Another aspect pertains to the data acquisition method used in our study, which involved the simultaneous collection and analysis of palm and facial data. Participants were required to remain motionless while positioning their face and palm in front of the camera for a minimum of five seconds. This procedure needs simplification to practical use; for instance, a hypertension diagnosis might be facilitated by analyzing data from either the face or palm alone, leveraging variations in PTT within such specific regions. Furthermore, the development of a non-contact, motion-tolerant system capable of hypertension assessment in less than five seconds would significantly enhance convenience for both patients and healthcare providers, making BP measurement less intrusive.

This study tested BP measurements at a single time point and did not assess BP dynamics in the same subjects over time. This study was based on BP and video recordings taken simultaneously at a specific time point for each subject. We have not yet tested the reproducibility of the results by measuring BP again in the same subjects or evaluated how the measurement results change when BP fluctuates significantly over time. These aspects remain to be investigated in future studies.

Additionally, environmental conditions during data capture, particularly lighting, play a crucial role in the system's versatility. Our investigation has not yet explored the system's performance in varying lighting conditions, such as outdoor environments or poorly lit spaces, since data collection was confined to controlled settings within a hospital (examination rooms, treatment rooms, and outpatient areas). Addressing these limitations is essential for devising a robust system capable of accurately diagnosing hypertension under any circumstances, thereby broadening its applicability and utility in real-world scenarios.

The results of this study reveal that it may be possible to determine high BP in a few seconds or a few heartbeats. The implementation of a non-contact, 5-s BP measurement technique would significantly enhance the efficiency of BP monitoring, encouraging a broader segment of the population, perhaps previously indifferent to BP tracking, to engage in regular monitoring. This could lead to the early identification of individuals at risk of hypertension. This monitoring system has the potential to streamline hypertension detection by deploying cameras in public spaces, thereby obviating the necessity for individuals to acquire specialized BP measurement devices personally.

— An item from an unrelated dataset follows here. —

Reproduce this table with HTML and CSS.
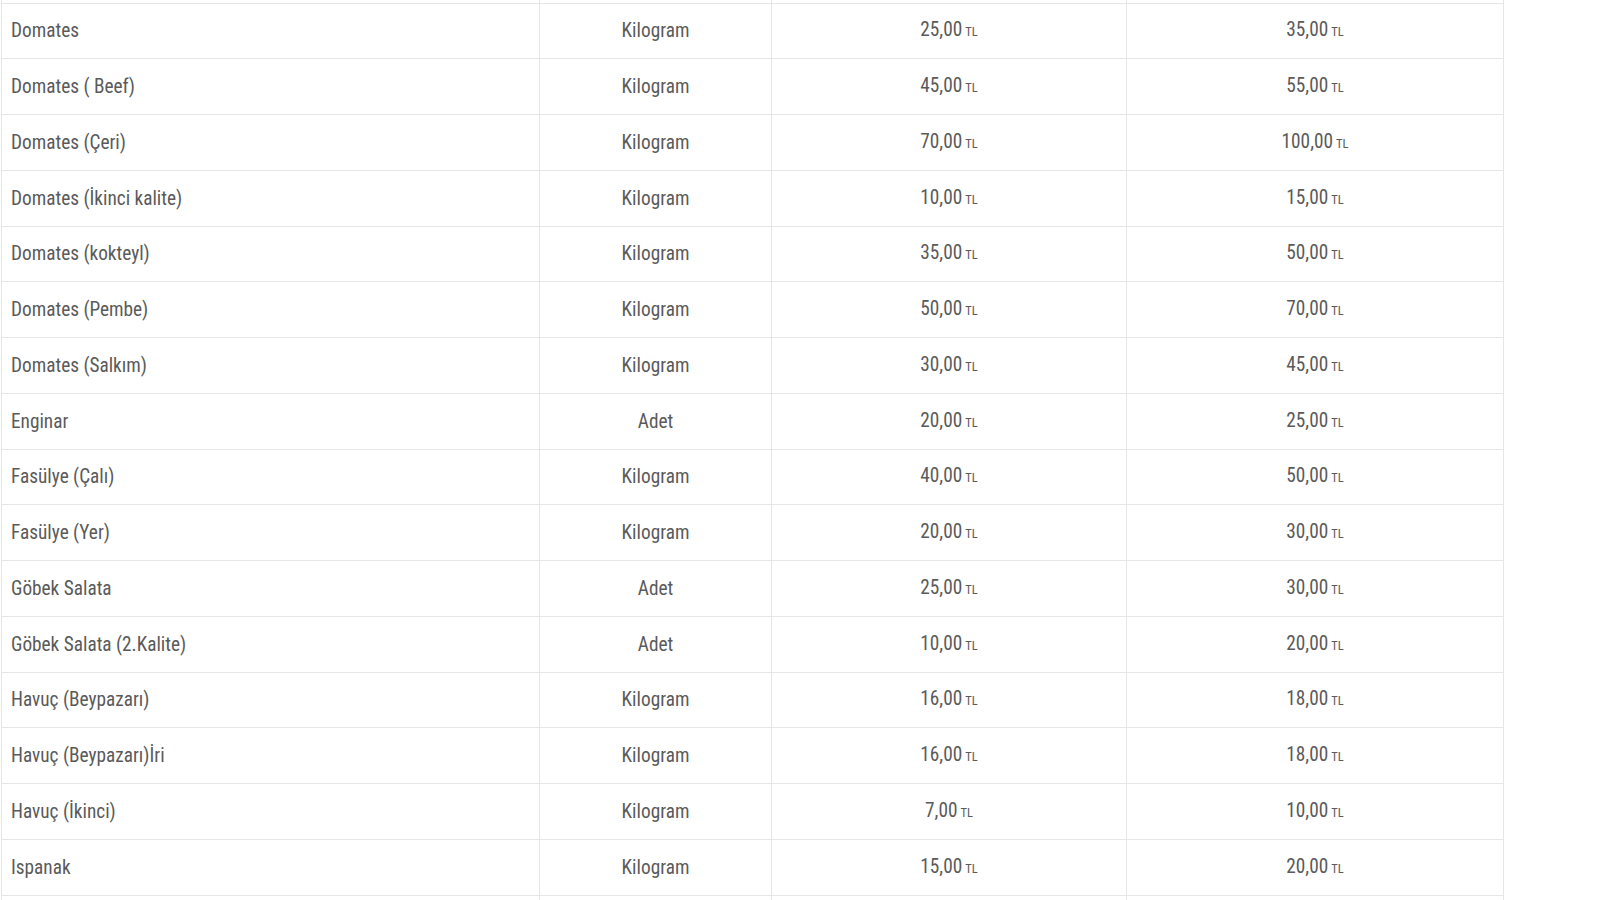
FILE: index.html
```html
<!DOCTYPE html>
<html lang="tr">
<head>
<meta charset="utf-8">
<title>Fiyat Listesi</title>
<link rel="stylesheet" href="styles.css">
</head>
<body>
<div class="table">
  <div class="row spacer"><div class="cell"></div><div class="cell"></div><div class="cell"></div><div class="cell"></div></div>
  <div class="row"><div class="cell name">Domates</div><div class="cell unit">Kilogram</div><div class="cell price"><span class="amt">25,00<span class="cur">TL</span></span></div><div class="cell price"><span class="amt">35,00<span class="cur">TL</span></span></div></div>
  <div class="row"><div class="cell name">Domates ( Beef)</div><div class="cell unit">Kilogram</div><div class="cell price"><span class="amt">45,00<span class="cur">TL</span></span></div><div class="cell price"><span class="amt">55,00<span class="cur">TL</span></span></div></div>
  <div class="row"><div class="cell name">Domates (Çeri)</div><div class="cell unit">Kilogram</div><div class="cell price"><span class="amt">70,00<span class="cur">TL</span></span></div><div class="cell price"><span class="amt">100,00<span class="cur">TL</span></span></div></div>
  <div class="row"><div class="cell name">Domates (İkinci kalite)</div><div class="cell unit">Kilogram</div><div class="cell price"><span class="amt">10,00<span class="cur">TL</span></span></div><div class="cell price"><span class="amt">15,00<span class="cur">TL</span></span></div></div>
  <div class="row"><div class="cell name">Domates (kokteyl)</div><div class="cell unit">Kilogram</div><div class="cell price"><span class="amt">35,00<span class="cur">TL</span></span></div><div class="cell price"><span class="amt">50,00<span class="cur">TL</span></span></div></div>
  <div class="row"><div class="cell name">Domates (Pembe)</div><div class="cell unit">Kilogram</div><div class="cell price"><span class="amt">50,00<span class="cur">TL</span></span></div><div class="cell price"><span class="amt">70,00<span class="cur">TL</span></span></div></div>
  <div class="row"><div class="cell name">Domates (Salkım)</div><div class="cell unit">Kilogram</div><div class="cell price"><span class="amt">30,00<span class="cur">TL</span></span></div><div class="cell price"><span class="amt">45,00<span class="cur">TL</span></span></div></div>
  <div class="row"><div class="cell name">Enginar</div><div class="cell unit">Adet</div><div class="cell price"><span class="amt">20,00<span class="cur">TL</span></span></div><div class="cell price"><span class="amt">25,00<span class="cur">TL</span></span></div></div>
  <div class="row"><div class="cell name">Fasülye (Çalı)</div><div class="cell unit">Kilogram</div><div class="cell price"><span class="amt">40,00<span class="cur">TL</span></span></div><div class="cell price"><span class="amt">50,00<span class="cur">TL</span></span></div></div>
  <div class="row"><div class="cell name">Fasülye (Yer)</div><div class="cell unit">Kilogram</div><div class="cell price"><span class="amt">20,00<span class="cur">TL</span></span></div><div class="cell price"><span class="amt">30,00<span class="cur">TL</span></span></div></div>
  <div class="row"><div class="cell name">Göbek Salata</div><div class="cell unit">Adet</div><div class="cell price"><span class="amt">25,00<span class="cur">TL</span></span></div><div class="cell price"><span class="amt">30,00<span class="cur">TL</span></span></div></div>
  <div class="row"><div class="cell name">Göbek Salata (2.Kalite)</div><div class="cell unit">Adet</div><div class="cell price"><span class="amt">10,00<span class="cur">TL</span></span></div><div class="cell price"><span class="amt">20,00<span class="cur">TL</span></span></div></div>
  <div class="row"><div class="cell name">Havuç (Beypazarı)</div><div class="cell unit">Kilogram</div><div class="cell price"><span class="amt">16,00<span class="cur">TL</span></span></div><div class="cell price"><span class="amt">18,00<span class="cur">TL</span></span></div></div>
  <div class="row"><div class="cell name">Havuç (Beypazarı)İri</div><div class="cell unit">Kilogram</div><div class="cell price"><span class="amt">16,00<span class="cur">TL</span></span></div><div class="cell price"><span class="amt">18,00<span class="cur">TL</span></span></div></div>
  <div class="row"><div class="cell name">Havuç (İkinci)</div><div class="cell unit">Kilogram</div><div class="cell price"><span class="amt">7,00<span class="cur">TL</span></span></div><div class="cell price"><span class="amt">10,00<span class="cur">TL</span></span></div></div>
  <div class="row"><div class="cell name">Ispanak</div><div class="cell unit">Kilogram</div><div class="cell price"><span class="amt">15,00<span class="cur">TL</span></span></div><div class="cell price"><span class="amt">20,00<span class="cur">TL</span></span></div></div>
  <div class="row"><div class="cell"></div><div class="cell"></div><div class="cell"></div><div class="cell"></div></div>
</div>
</body>
</html>
```
FILE: styles.css
```css
html, body {
  margin: 0;
  padding: 0;
  background: #ffffff;
  height: 900px;
  overflow: hidden;
}

body {
  font-family: Roboto, "Liberation Sans", sans-serif;
  font-stretch: 87%;
  color: #5a5a5a;
}

.table {
  margin-left: 1px;
  width: 1503px;
}

.row {
  display: grid;
  grid-template-columns: 538px 232px 355px 378px;
  height: 55.75px;
  box-sizing: border-box;
  border-bottom: 1px solid #e6e6e6;
}

.row.spacer {
  height: 3.5px;
}

.cell {
  display: flex;
  align-items: center;
  border-left: 1px solid #e6e6e6;
  font-size: 19.3px;
  white-space: nowrap;
}

.cell:last-child {
  border-right: 1px solid #e6e6e6;
}

.name {
  padding-left: 9px;
}

.unit,
.price {
  justify-content: center;
}

.amt {
  margin-top: -2px;
}

.cur {
  font-size: 12.5px;
  margin-left: 3px;
}
```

Moreover, the non-contact approach minimizes the risk of transmitting infectious diseases, including COVID-19, thereby safeguarding both patients and healthcare professionals.

Conclusions

The present study is the first prospective study using a spectrum camera with hypertensive patients. Hypertension could be accurately determined using only 5 s of video data from the target spectral camera. The results indicate the possibility of implementing a simplified approach to BP monitoring on a broader population scale.